In addition to one or more of the features described above, or as
an alternative, in further embodiments the plurality of support
plates include protrusions and the top plate and the bottom plate
include openings for receiving the protrusions.
In addition to one or more of the features described above, or as
an alternative, in further embodiments the protrusions are deformed
relative to the openings to restrict movement of the plurality of
support plates relative to the top plate and the bottom plate.
In addition to one or more of the features described above, or as
an alternative, in further embodiments wherein the top plate, the
bottom plate, and the plurality of support plates are permanently
affixed.
In addition to one or more of the features described above, or as
an alternative, in further embodiments the top plate, the bottom
plate, and the plurality of support plates are welded together.
According to another embodiment, a support member for use in a
machine room of an elevator system includes a base having a car end
and a counterweight end. The counterweight end is arranged
substantially parallel to a wall of the machine room and is
arranged at an angle relative to the car end. A first deflector
sheave having a plurality of grooves is mounted to the base in an
orientation generally parallel to the car end. The first deflector
sheave is configured to rotate about a first axis of rotation. A
deflector sheave mounting bracket is connected to the base and
defines a plurality of openings for receiving a plurality of
individual second deflector sheaves. The plurality of openings is
arranged in a staggered configuration substantially complementary
to the angle of the counterweight end relative to the car end. A
plurality of individual second deflector sheaves is mounted within
the plurality of openings of the deflector sheave mounting bracket.
Each of the plurality of individual second deflector sheaves is
configured to rotate about a second axis of rotation parallel to
the first axis of rotation.
In addition to one or more of the features described above, or as
an alternative, in further embodiments each of plurality of
openings is vertically offset and horizontally offset from an
adjacent opening of the plurality of openings.
In addition to one or more of the features described above, or as
an alternative, in further embodiments each of the plurality of
individual second deflector sheaves is rotatable about an axis and
the plurality of axes of the plurality of individual second
deflector sheaves are substantially parallel.
In addition to one or more of the features described above, or as
an alternative, in further embodiments the axis of each of the
plurality of individual second deflector sheaves is arranged within
a first plane or a second plane, vertically offset form the first
plane.
In addition to one or more of the features described above, or as
an alternative, in further embodiments the deflector sheave
mounting bracket further comprises: a top plate, a bottom plate,
and a plurality of support plates connected at a first end to the
top plate and connected at a second, opposite end to the bottom
plate; the plurality of openings for receiving the plurality of
individual second deflector sheaves being defined between pairs of
adjacent support plates of the plurality of support plates.

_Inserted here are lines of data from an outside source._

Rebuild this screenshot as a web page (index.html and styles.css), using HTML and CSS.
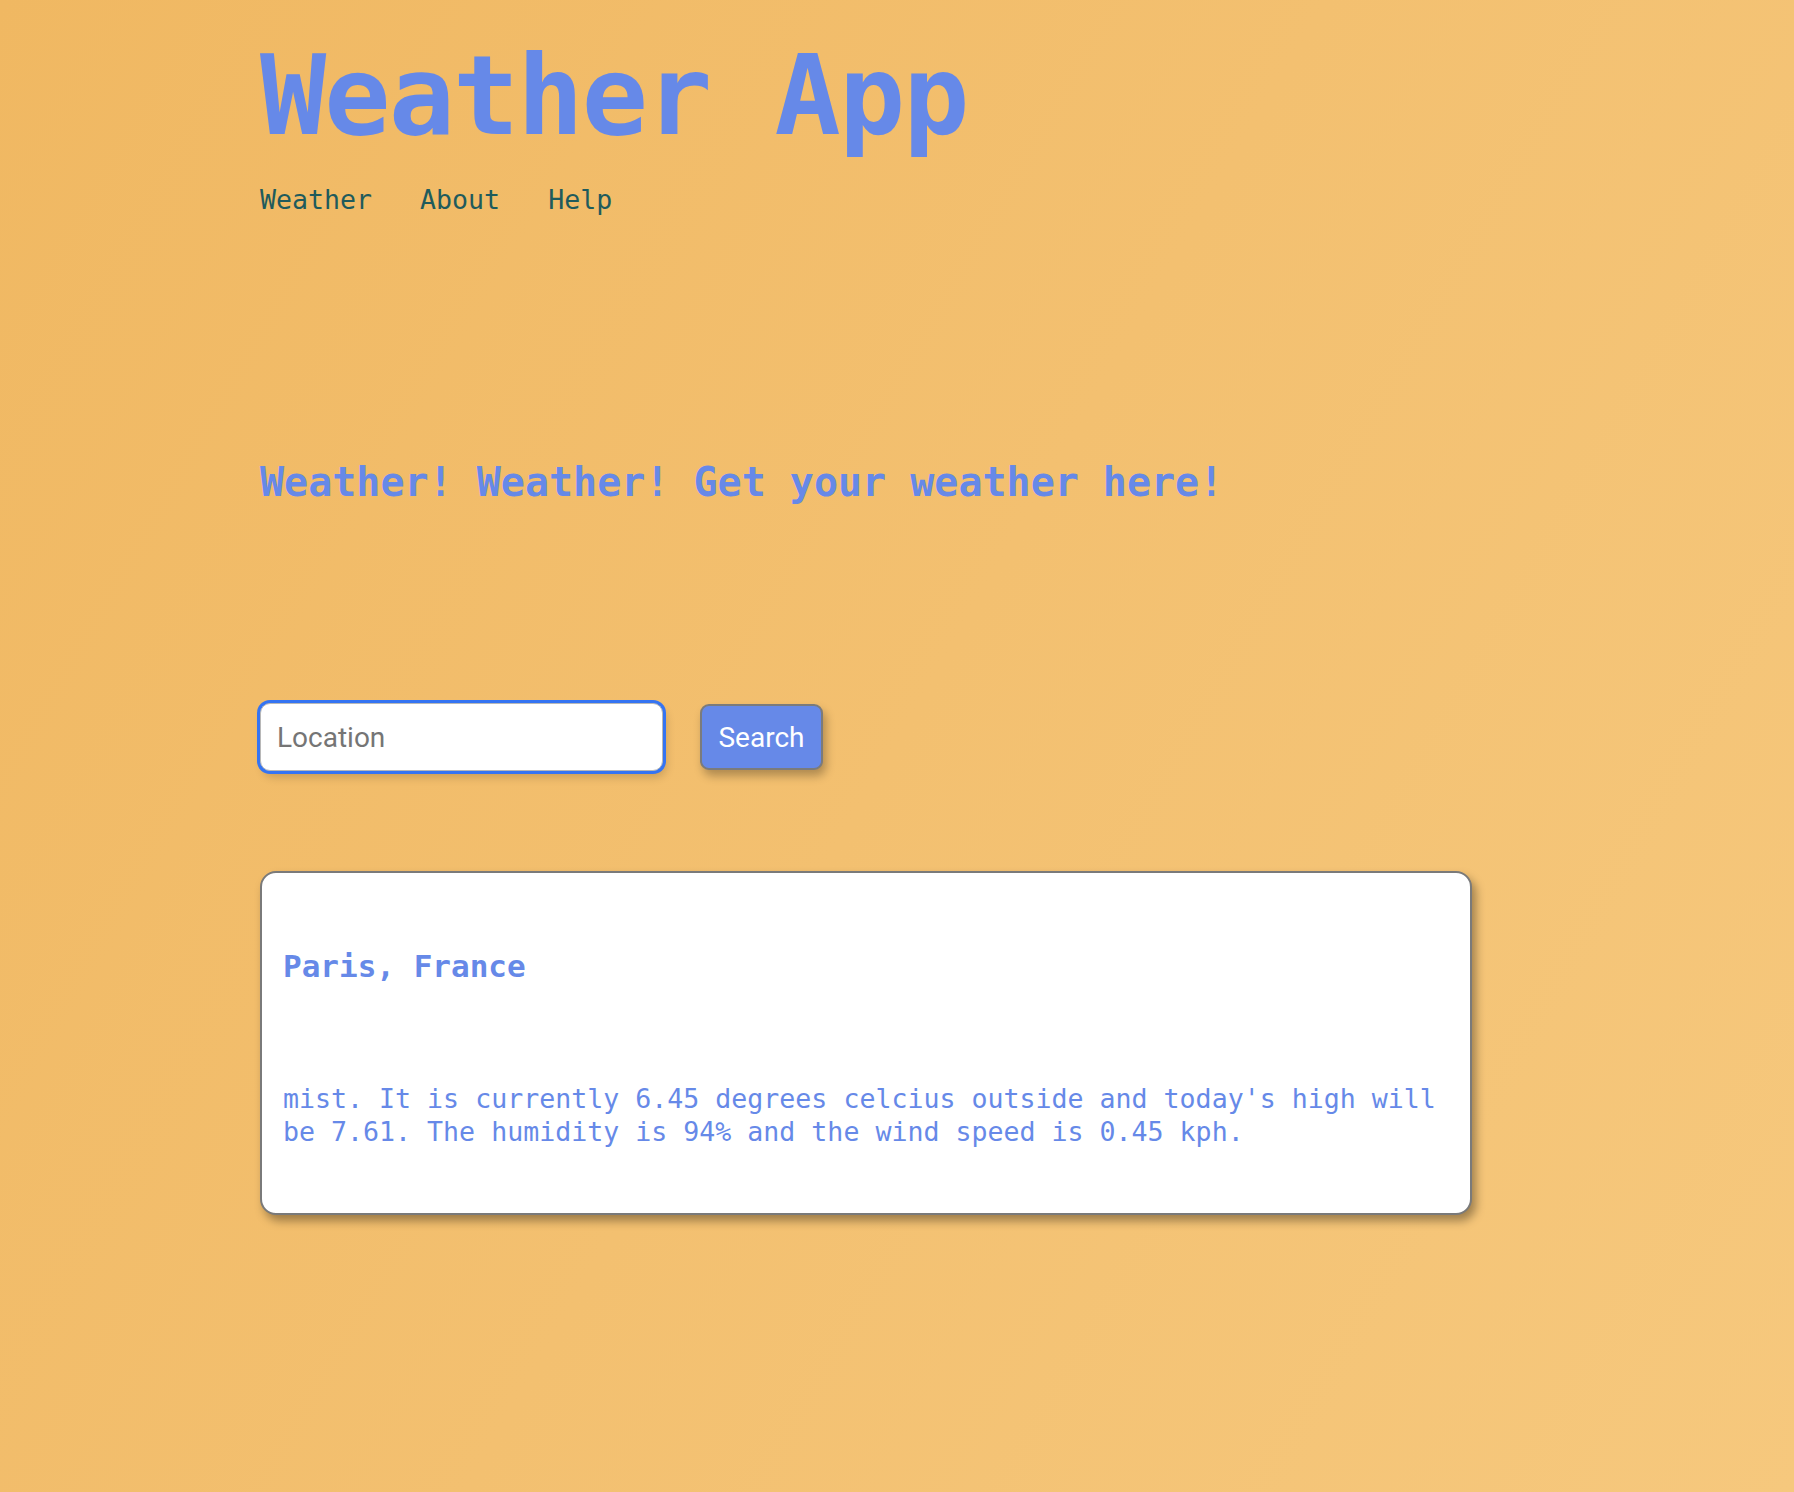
FILE: index.html
```html
<!DOCTYPE html>
<html lang="en">
<head>
<meta charset="utf-8">
<title>Weather App</title>
<link rel="stylesheet" href="styles.css">
</head>
<body>
<div class="page">
  <header class="header">
    <h1 class="title">Weather App</h1>
    <nav class="nav">
      <a class="nav-link" href="#">Weather</a>
      <a class="nav-link" href="#">About</a>
      <a class="nav-link" href="#">Help</a>
    </nav>
  </header>
  <main class="main">
    <h2 class="tagline">Weather! Weather! Get your weather here!</h2>
    <form class="search">
      <input class="search-input" type="text" placeholder="Location" autofocus>
      <button class="search-button" type="button">Search</button>
    </form>
    <section class="card">
      <h3 class="card-title">Paris, France</h3>
      <p class="card-text">mist. It is currently 6.45 degrees celcius outside and today's high will be 7.61. The humidity is 94% and the wind speed is 0.45 kph.</p>
    </section>
  </main>
</div>
</body>
</html>
```

FILE: styles.css
```css
* {
  box-sizing: border-box;
}

html, body {
  margin: 0;
  padding: 0;
}

body {
  min-height: 1492px;
  background: linear-gradient(120deg, #f0b862 0%, #f3c070 50%, #f6c87d 100%);
  font-family: "DejaVu Sans Mono", "Liberation Mono", monospace;
  color: #6689e8;
}

.page {
  padding-left: 260px;
}

.title {
  margin: 0;
  padding-top: 42px;
  font-size: 110px;
  line-height: 108px;
  letter-spacing: -1.9px;
  font-weight: bold;
  color: #6689e8;
  white-space: nowrap;
}

.nav {
  display: flex;
  gap: 48px;
  margin-top: 34px;
}

.nav-link {
  font-size: 26.6px;
  line-height: 32px;
  color: #1f5b5c;
  text-decoration: none;
}

.tagline {
  margin: 242px 0 0;
  font-size: 40px;
  line-height: 48px;
  font-weight: bold;
  color: #6689e8;
}

.search {
  display: flex;
  align-items: center;
  gap: 37px;
  margin-top: 197px;
}

.search-input {
  width: 403px;
  height: 68px;
  margin: 0;
  padding: 0 16px;
  border: 1px solid #b8b8b8;
  border-radius: 10px;
  background: #fff;
  outline: none;
  box-shadow: 0 0 0 3px #3574f2, 3px 6px 10px rgba(0, 0, 0, 0.18);
  font-family: Roboto, "Liberation Sans", sans-serif;
  font-size: 28px;
  color: #222;
  caret-color: #000;
}

.search-input::placeholder {
  color: #757575;
}

.search-button {
  width: 123px;
  height: 66px;
  margin: 0;
  padding: 0;
  border: 2px solid #7b7b7b;
  border-radius: 9px;
  background: #6689e8;
  color: #fff;
  font-family: Roboto, "Liberation Sans", sans-serif;
  font-size: 28px;
  box-shadow: 3px 6px 10px rgba(0, 0, 0, 0.28);
}

.card {
  width: 1212px;
  height: 344px;
  margin-top: 100px;
  padding: 0 21px;
  border: 2px solid #7a7a7a;
  border-radius: 16px;
  background: #fff;
  box-shadow: 4px 6px 10px rgba(0, 0, 0, 0.35);
}

.card-title {
  margin: 73px 0 0;
  font-size: 31px;
  line-height: 40px;
  font-weight: bold;
  color: #6689e8;
}

.card-text {
  margin: 96px 0 0;
  font-size: 26.6px;
  line-height: 33px;
  color: #6689e8;
}
```
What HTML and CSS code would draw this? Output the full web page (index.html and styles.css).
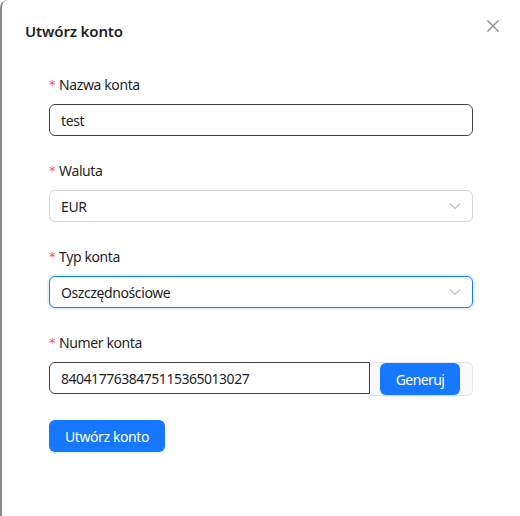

In addition to one or more of the features described above, or as
an alternative, in further embodiments each of the plurality of
support plates includes at least one groove formed therein, and the
at least one groove formed in the pairs of adjacent support plates
cooperate to define the plurality of openings.
In addition to one or more of the features described above, or as
an alternative, in further embodiments the plurality of support
plates include protrusions and the top plate and the bottom plate
include openings for receiving the protrusions.
In addition to one or more of the features described above, or as
an alternative, in further embodiments the protrusions are deformed
relative to the openings to restrict movement of the plurality of
support plates relative to the top plate and the bottom plate.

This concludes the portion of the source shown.